According to GFMS, the London-based precious metals consultancy, global jewellery purchases plunged to 1,759 tonnes last year from more than 3,000 tonnes at the start of the decade, as the rising price of gold turned off consumers and jewellery makers cut back on gold content.

"For many markets, we've seen jewellery demand suffer quite noticeably," said Neil Meader, research director at GFMS. While jewellery demand in China continues to increase, the Indian market is down. So is demand in the United States - the world's No. 3 market - where gold sales to jewellers have plummeted about 50 per cent over the past four years.

At the same time as demand is falling, gold supply is rising. Most central banks, for instance, are jettisoning their gold holdings. According to the World Gold Council, total gold holdings were about 30,600 tonnes in December, down nearly 2,900 tonnes since the start of the decade - and these overall declines take into account an increase in gold holdings by China's central bank.

Adding to supply is ramped-up production from mines. This rose to a four-year high of 2,572 tonnes in 2009. In addition, consumers are now happily mailing in their "scrap" gold jewellery to the host of gold-dealing companies that have sprouted up in recent years. Add in this recycled gold and total world supply hit 4,034 tonnes last year, the highest level in at least a decade.

The fear factor

Of course, gold is still in high demand. But the source of this demand is now investors, who have become gold's biggest buyers for the first time in about 30 years. These buyers have no uses for gold, other than the hope of selling it to someone else at a higher price somewhere down the road.

"We talk about a secular upward shift in the investment demand for gold," said Jeffrey Christian, managing director of CPM Group, a New York-based commodities research and advisory firm. "More investors have been buying more gold at higher prices over the last 10 years than ever before in history."

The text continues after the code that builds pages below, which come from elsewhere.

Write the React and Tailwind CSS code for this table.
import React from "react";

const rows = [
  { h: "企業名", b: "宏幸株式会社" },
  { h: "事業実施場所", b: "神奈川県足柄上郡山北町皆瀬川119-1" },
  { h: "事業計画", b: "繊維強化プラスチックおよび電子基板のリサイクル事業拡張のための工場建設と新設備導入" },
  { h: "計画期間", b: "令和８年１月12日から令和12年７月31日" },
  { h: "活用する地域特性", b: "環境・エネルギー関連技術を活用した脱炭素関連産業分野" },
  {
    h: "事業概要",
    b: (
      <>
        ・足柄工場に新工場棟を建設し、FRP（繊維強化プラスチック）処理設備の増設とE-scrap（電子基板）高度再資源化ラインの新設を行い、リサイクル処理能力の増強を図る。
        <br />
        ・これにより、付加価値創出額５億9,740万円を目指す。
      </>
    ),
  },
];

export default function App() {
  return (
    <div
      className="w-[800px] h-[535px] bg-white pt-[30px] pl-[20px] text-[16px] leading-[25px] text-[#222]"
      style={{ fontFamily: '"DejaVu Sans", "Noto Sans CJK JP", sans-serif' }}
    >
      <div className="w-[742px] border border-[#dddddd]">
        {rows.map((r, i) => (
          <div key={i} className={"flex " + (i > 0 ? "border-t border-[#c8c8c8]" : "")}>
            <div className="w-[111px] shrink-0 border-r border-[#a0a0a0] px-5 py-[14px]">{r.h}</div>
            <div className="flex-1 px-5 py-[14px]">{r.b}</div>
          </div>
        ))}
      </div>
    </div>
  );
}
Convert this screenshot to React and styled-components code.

The bullish argument for gold rests primarily upon fear - the fear that paper currencies are being devalued by governments and central banks; the fear that the world is awash in money, which will lead to problematic inflation; and the more general fear that the world is falling apart, and prudent doomsayers will need more than shotguns and tins of beans to survive.

There is nothing new about these fears. But in recent years, they have gained heft as terrorist attacks, stock market collapses, Wall Street implosions and creative monetary policies have rattled investors' confidence in paper currency.

As investors grow more fearful, gold has become increasingly easy to buy. In Abu Dhabi, Berlin and Madrid, passersby can purchase the metal at vending machines, called Gold-To-Go.

The most profound impact on the market, though, has come from exchange-traded funds (ETFs) that hold gold. The SPDR Gold Trust, launched in 2004, now holds nearly 1,300 tonnes of gold worth about $58-billion - a considerably larger gold holding than Switzerland's central bank.